# TASK DESCRIPTION
Using the listing below, extract each line that has the word "components" in it.

# MATERIAL PROVIDED
——
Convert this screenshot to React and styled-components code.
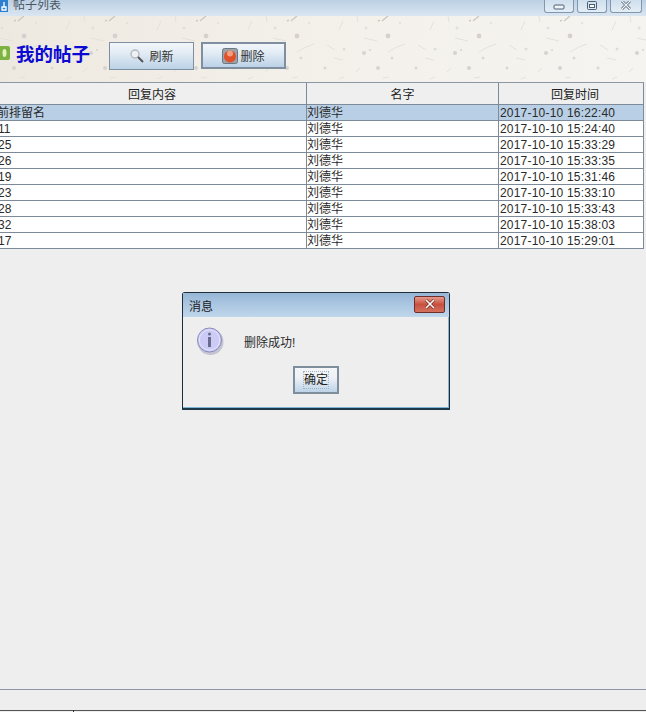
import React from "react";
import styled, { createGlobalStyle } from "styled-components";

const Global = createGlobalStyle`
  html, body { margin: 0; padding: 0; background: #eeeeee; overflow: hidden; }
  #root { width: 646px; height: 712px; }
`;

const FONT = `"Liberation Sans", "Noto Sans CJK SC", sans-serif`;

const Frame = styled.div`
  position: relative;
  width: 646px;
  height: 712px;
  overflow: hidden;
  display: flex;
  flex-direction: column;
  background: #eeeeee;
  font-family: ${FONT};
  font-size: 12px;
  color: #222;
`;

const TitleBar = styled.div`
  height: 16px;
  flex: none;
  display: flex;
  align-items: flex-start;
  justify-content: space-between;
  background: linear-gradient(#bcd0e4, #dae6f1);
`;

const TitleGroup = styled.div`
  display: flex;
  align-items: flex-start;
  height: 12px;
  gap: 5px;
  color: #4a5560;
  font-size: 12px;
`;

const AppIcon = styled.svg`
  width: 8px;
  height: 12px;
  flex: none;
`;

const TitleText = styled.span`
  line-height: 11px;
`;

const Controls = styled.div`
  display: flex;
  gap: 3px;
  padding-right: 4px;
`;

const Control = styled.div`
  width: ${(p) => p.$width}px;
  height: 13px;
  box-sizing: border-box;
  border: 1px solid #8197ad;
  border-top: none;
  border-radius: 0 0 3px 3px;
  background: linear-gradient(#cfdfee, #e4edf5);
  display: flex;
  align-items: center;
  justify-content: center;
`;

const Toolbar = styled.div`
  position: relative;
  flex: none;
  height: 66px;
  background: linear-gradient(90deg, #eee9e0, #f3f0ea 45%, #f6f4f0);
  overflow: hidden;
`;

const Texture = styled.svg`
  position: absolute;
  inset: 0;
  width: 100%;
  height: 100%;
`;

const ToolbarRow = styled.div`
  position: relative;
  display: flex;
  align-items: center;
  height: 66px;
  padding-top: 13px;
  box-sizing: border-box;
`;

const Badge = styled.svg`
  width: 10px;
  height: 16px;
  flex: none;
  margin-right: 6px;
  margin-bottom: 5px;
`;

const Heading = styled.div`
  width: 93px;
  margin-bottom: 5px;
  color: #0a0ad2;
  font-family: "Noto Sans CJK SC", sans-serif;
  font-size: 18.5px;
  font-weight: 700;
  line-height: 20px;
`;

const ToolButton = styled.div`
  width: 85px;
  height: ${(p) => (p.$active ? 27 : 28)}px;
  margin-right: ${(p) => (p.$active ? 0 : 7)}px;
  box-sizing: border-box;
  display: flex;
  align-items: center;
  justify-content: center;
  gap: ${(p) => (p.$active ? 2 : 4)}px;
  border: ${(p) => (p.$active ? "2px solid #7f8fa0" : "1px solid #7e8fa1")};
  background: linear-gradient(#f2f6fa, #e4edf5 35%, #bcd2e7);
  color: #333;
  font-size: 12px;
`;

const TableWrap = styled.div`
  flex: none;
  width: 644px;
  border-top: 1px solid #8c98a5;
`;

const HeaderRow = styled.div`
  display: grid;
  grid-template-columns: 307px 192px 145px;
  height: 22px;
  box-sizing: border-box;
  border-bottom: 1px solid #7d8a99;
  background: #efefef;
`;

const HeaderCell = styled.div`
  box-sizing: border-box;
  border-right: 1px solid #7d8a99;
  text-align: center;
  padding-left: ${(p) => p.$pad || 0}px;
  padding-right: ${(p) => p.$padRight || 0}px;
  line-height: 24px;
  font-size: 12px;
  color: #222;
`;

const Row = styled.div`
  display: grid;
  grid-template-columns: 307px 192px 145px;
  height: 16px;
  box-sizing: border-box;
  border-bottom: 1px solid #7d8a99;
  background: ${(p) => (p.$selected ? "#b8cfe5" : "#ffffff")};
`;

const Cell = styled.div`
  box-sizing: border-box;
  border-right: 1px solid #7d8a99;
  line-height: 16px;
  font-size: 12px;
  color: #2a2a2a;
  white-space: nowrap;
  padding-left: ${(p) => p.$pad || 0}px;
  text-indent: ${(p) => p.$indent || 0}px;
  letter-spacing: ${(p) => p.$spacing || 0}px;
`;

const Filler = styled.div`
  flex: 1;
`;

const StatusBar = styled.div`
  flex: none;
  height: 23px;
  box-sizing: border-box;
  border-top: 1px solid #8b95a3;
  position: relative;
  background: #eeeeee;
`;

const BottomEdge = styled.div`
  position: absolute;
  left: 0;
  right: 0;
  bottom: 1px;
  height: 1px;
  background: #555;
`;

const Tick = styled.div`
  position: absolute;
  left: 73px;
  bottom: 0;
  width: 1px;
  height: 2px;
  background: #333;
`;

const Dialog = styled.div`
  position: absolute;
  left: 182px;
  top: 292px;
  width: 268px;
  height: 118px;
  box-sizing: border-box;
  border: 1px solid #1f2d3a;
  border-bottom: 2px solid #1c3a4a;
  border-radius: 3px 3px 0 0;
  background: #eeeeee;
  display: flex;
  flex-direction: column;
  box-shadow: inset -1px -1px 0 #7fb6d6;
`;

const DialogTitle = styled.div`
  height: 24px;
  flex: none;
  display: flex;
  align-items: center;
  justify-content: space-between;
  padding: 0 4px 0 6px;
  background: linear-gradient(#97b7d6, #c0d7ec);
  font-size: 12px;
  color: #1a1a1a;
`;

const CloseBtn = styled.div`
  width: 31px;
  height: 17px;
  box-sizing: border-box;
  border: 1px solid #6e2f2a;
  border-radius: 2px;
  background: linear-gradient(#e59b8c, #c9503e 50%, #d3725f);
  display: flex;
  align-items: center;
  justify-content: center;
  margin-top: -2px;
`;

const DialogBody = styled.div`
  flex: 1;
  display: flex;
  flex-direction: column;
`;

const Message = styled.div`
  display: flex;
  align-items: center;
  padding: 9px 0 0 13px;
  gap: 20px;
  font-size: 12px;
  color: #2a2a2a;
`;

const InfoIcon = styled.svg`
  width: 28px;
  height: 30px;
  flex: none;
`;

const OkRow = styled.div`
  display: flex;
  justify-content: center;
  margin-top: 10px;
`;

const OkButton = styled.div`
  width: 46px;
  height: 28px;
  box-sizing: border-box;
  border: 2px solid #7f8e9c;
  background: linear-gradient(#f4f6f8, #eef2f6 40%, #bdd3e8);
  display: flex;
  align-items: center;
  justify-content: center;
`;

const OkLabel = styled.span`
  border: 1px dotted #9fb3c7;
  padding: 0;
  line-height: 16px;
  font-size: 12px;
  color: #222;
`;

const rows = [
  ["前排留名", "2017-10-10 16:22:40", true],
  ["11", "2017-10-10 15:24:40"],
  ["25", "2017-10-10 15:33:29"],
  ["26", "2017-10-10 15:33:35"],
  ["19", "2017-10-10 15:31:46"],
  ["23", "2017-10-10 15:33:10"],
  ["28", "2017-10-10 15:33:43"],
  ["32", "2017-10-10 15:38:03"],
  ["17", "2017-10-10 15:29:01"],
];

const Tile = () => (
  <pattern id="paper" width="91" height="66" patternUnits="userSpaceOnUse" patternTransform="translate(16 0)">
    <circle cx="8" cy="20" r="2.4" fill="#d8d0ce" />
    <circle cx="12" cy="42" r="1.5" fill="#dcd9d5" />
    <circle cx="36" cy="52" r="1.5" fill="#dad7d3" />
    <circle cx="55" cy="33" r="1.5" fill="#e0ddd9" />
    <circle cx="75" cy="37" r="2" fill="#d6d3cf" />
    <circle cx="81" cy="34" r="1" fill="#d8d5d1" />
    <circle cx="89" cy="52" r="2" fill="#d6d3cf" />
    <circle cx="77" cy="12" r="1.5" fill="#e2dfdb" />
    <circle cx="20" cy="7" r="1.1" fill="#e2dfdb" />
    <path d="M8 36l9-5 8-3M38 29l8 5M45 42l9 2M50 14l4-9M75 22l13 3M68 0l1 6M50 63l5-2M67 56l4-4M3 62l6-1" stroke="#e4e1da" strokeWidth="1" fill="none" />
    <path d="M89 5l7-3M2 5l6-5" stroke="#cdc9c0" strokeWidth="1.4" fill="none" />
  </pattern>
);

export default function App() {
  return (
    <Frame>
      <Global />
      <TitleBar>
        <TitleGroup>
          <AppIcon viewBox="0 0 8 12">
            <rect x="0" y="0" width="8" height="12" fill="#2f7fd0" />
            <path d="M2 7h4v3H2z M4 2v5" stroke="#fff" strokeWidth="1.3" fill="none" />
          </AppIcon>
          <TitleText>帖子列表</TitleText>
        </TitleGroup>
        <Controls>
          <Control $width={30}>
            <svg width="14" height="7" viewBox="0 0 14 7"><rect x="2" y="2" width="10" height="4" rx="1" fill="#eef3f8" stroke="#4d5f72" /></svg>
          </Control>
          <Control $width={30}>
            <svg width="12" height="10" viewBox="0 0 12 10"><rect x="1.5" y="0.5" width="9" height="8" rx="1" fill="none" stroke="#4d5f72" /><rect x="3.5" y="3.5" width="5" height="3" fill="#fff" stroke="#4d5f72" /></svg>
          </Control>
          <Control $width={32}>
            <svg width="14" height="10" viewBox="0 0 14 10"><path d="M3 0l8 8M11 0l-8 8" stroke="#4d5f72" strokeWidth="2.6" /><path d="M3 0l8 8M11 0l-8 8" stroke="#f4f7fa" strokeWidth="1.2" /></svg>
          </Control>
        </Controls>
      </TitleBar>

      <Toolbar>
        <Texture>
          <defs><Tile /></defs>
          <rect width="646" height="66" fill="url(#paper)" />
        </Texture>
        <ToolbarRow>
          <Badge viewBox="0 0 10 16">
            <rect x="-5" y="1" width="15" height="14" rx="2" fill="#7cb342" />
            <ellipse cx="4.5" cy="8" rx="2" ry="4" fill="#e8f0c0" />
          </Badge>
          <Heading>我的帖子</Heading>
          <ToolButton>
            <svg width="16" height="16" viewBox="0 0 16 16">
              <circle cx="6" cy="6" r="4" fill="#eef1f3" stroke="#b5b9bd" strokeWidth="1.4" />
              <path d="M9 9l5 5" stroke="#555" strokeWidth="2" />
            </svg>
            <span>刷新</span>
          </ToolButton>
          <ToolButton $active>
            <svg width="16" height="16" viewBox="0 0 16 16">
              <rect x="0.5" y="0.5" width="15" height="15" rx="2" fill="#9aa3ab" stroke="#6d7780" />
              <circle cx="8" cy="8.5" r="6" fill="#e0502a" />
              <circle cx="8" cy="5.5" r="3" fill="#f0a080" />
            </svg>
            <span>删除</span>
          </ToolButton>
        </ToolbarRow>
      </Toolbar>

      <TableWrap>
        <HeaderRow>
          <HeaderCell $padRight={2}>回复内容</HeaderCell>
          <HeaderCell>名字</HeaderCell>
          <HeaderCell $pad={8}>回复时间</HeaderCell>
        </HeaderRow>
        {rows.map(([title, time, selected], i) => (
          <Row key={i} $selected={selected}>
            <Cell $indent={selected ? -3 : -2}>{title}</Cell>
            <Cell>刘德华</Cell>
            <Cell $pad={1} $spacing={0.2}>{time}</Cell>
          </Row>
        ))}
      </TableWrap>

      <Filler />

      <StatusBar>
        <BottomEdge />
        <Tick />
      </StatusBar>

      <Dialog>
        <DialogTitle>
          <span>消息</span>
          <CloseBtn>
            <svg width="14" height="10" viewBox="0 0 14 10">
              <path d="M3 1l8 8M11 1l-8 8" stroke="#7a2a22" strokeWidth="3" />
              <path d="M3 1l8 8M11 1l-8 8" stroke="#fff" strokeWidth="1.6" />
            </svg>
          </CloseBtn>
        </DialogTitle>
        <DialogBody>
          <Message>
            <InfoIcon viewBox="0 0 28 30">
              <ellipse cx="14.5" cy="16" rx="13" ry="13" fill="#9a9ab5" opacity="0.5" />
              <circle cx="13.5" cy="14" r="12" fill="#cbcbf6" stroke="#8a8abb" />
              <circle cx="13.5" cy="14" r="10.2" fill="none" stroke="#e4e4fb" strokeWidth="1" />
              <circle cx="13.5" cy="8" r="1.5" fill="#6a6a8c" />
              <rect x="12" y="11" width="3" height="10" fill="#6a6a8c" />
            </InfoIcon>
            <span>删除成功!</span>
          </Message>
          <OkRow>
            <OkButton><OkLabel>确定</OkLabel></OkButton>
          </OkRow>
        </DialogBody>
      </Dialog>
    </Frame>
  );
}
——
# FINISHED TASK
Convert this screenshot to React and styled-components code.
import styled, { createGlobalStyle } from "styled-components";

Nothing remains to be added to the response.